Just as the iPhone presented a revolutionary step in user interface design, so the Watch brings with it a way of thinking about interacting with the user that goes beyond the simple shrinking down of screen content to fit the new device and instead gives us a reimagining of how we both read and input information, while effectively leveraging our previous experience and expectations of using a touchscreen.

The following image shows the Watch's home screen and its older sibling on the iPhone (not to scale):

And as the platform matures there will be endless opportunities, even necessity, for developers to think further out of the box and offer users new experiences and ways to respond to apps that they are just beginning to discover.

Building on success

The arrival of the Apple Watch took its time, but in 2015 it was time for us to become familiar with a new kind of device, for which the user experience had once again made a complete rethink of the interface necessary. The screen was too small for conventional icons above conventional labels, too small for any kind of menus accessible from a status bar, and generally too small for anything approaching a simple migration of UI elements from the touchscreen of the iPhone. In terms of size, the closest we had was the iPod Nano, but even that 2.5 inch screen allowed a much more conventional interaction with the user than was the case with the Watch.

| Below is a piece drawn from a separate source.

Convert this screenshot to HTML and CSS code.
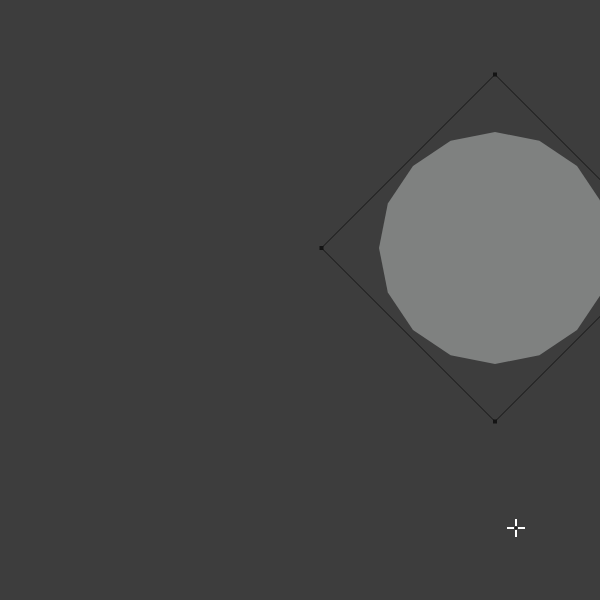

And once again, the Cupertino design gurus did not disappoint. The home screen, while being recognizably the offspring of the iPhone home Screen, had morphed into a rearrangeable matrix (or Carousel) of circular icons that resized as they approached the center of the screen, icons that for the first time had to say all they had to say without the use of a text label, or, it should be noted, without recourse to text within the icon itself —the calendar icon's weekday label really is at the outer edge of readability and should be viewed more as a very neat bit of decoration rather than an attempt to add meaningful textual information to the icon.

A look at the calendar icon on this home screen will, perhaps, make the point better than words:

In addition to the usual gestures of iOS touchscreens, the Watch's touchscreen gained what Apple dubbed the Force Touch, adding a layer of input over the familiar one without adding any extra visual elements, the use of which is accompanied by a satisfying tapping sensation produced by the Taptic Engine.

Ah yes, the Taptic Engine. Mobile phones have been buzzing away in our pockets and on our table tops for a long time now, with varying degrees of urgency (or sometimes irritation), and other companies' watch offerings have adopted that particular method of notification, as one would expect they would, though with little change in approach. But the Apple Watch—and this really isn't sales hyperbole—takes haptic feedback to a whole new level. The variety, subtlety, and outright aesthetic quality of the Taptic Engine, as Apple has called its tiny stroke of genius, literally has to be experienced to be understood.

So one begins to get an idea of how much we, as Apple Watch developers, have our work cut out for us in terms of rethinking how we will both present information to, and get information from our users, and how their experience in working (and playing) with our apps will be very different to what they, and we, are accustomed to.